3 min read

Fuck focus

Drawing of a brain with squiggly lines in pink & purple on an orange background overlaid with grid & dot patterns.
image by me

Last week I sat down to do a “Five Senses” mental health activity. The activity asked me to “notice” things and then “allow [my]self to focus” on only one thing.

Here’s how that went for me:

I got annoyed at being told to sit in a particular position (“sit upright and relax” is an oxymoron, ma’am).

I got annoyed that there was no indication of how long the activity was supposed to take, or how long I should focus on each thing for.

I was immediately awash in decision fatigue over which one of many visual stimuli to focus on. I had the choice between nine different orchids (two of which were in bloom); a basket of miscellaneous writing and work notes (Ikea Risatorp in cream with list of Conophytum seeds acquired last autumn prominently displayed [burgeri, pellucidum, marginata karamoepense]); the white slightly textured surface of the table these things were sitting on; the fringed wall hanging to the left of the window; the near-field view out the window (warehouse converted into condos); the medium distance view (freeway [many cars going zoom]); the distant view (downtown [grey skies]).

I then walked around the apartment. I blew my nose. I stood by a different window and noticed how much green algae had grown on the sidewalk across the street. I decided to reheat lunch.

I remembered that it was time for my midday dose of amphetamine salts—and I actually took my midday dose of amphetamine salts (for ADHD folks, that second thing doesn’t necessarily follow the first).

I washed the airfryer basket and tray. I put leftover Korean dumplings into the airfryer to heat for eight minutes. I danced around for a minute to a hilarious song about being drunk and wanting pizza after the club. I added this song to my gym playlist. I started writing this list, and took so long writing it that the food was ready before I finished.

I ate lunch while looking for materials and capturing ideas for an art book project. I finished writing this list.

I decided to try the exercise another day.

Reader, I did not try the exercise another day.

Instead, in thinking through my response to this Five Senses exercise, I’ve decided that I am simply done with the concept of “focus.” 

Focus, it seems to me, is an achievement. It’s a state of near-enlightenment that, if you don’t come by it naturally, you must strive to attain.

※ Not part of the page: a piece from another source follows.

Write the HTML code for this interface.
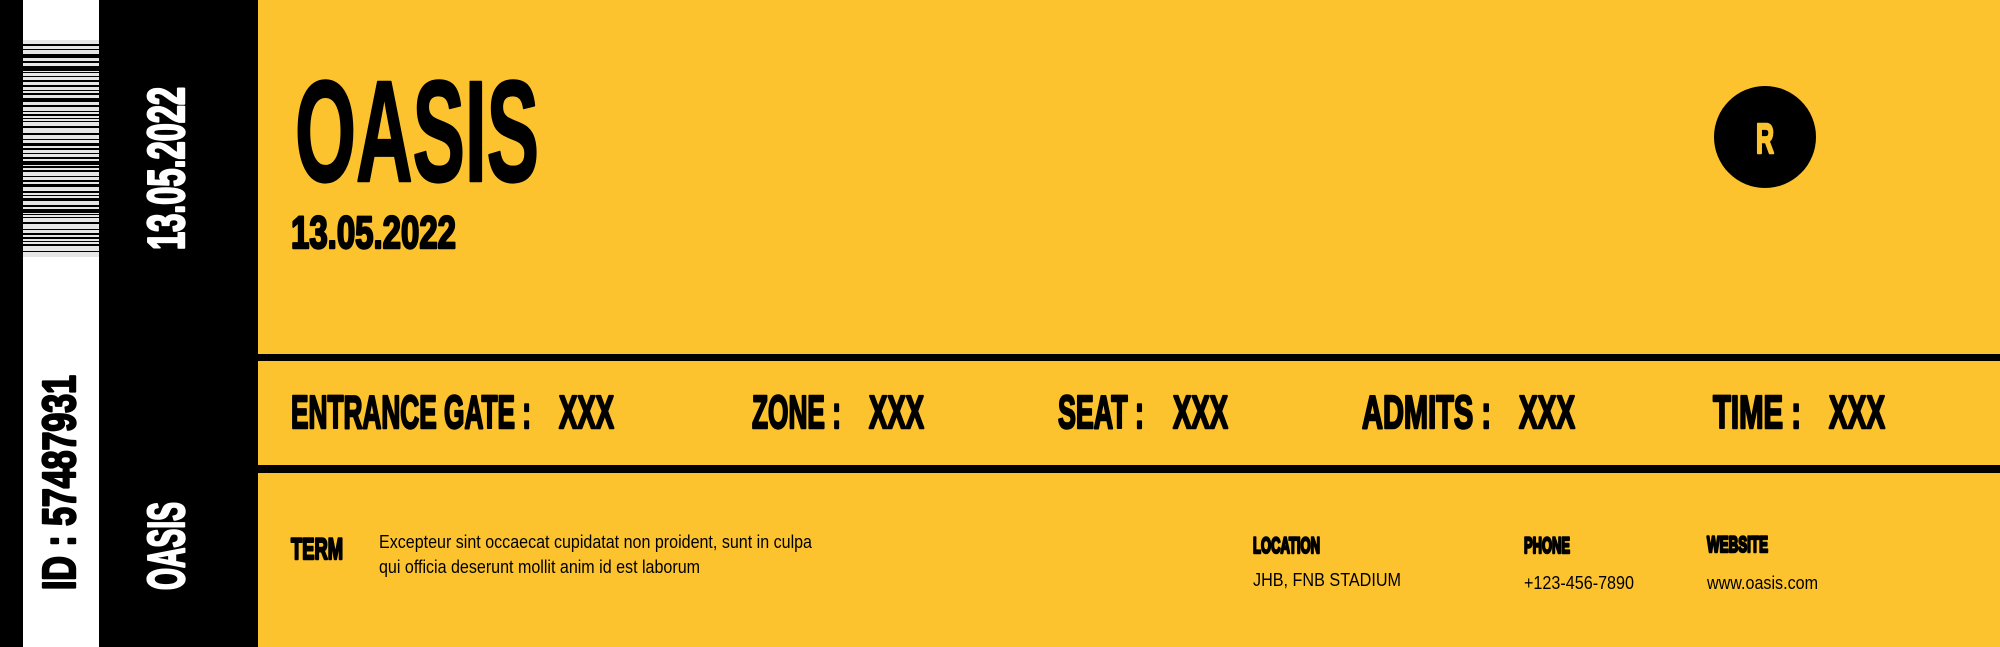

You must complete the correct rituals and beat your psyche into submission, whittling down your surroundings and boxing yourself in, until your surroundings, your posture, your affect, your output all conform to a normative standard of what focus looks like. Anything less is a failure.

(And what gets called “hyperfocus” for ADHDers is probably equivalent to a “flow state” for normies, except that we can’t call it a flow state because we’re not doing the “right thing” according to someone else’s standards.)

Attention, on the other hand, is a resource. We pay attention: it is a thing we have that we can spend. We can choose how to allocate it. This is true for regular people and for neurodivergent people, although it is different for the spicybrained.

What folks like me experience may be called attention deficit disorder, but the lived experience is more like: we have too much attention. We have a Scrooge McDuck swimming pool of attention—but we spend it in a rather indiscriminate fashion on too many things at once, and we often like to have lots of things to pay attention to in order to feel sufficiently stimulated and engaged. When it comes to attention, we make it rain. From the outside, this looks like distraction—that ynforgivable inability to focus—but in reality, we simply have a wealth that we splash around like trust fund babies.

So…

If attempting the asceticism of focus simply leads to failure—if not outright rebellion, like my reaction to the Five Senses exercise—over and over again, then it’s time to try something new. Fuck focus. I’m swimming in that abundant pool of attention instead.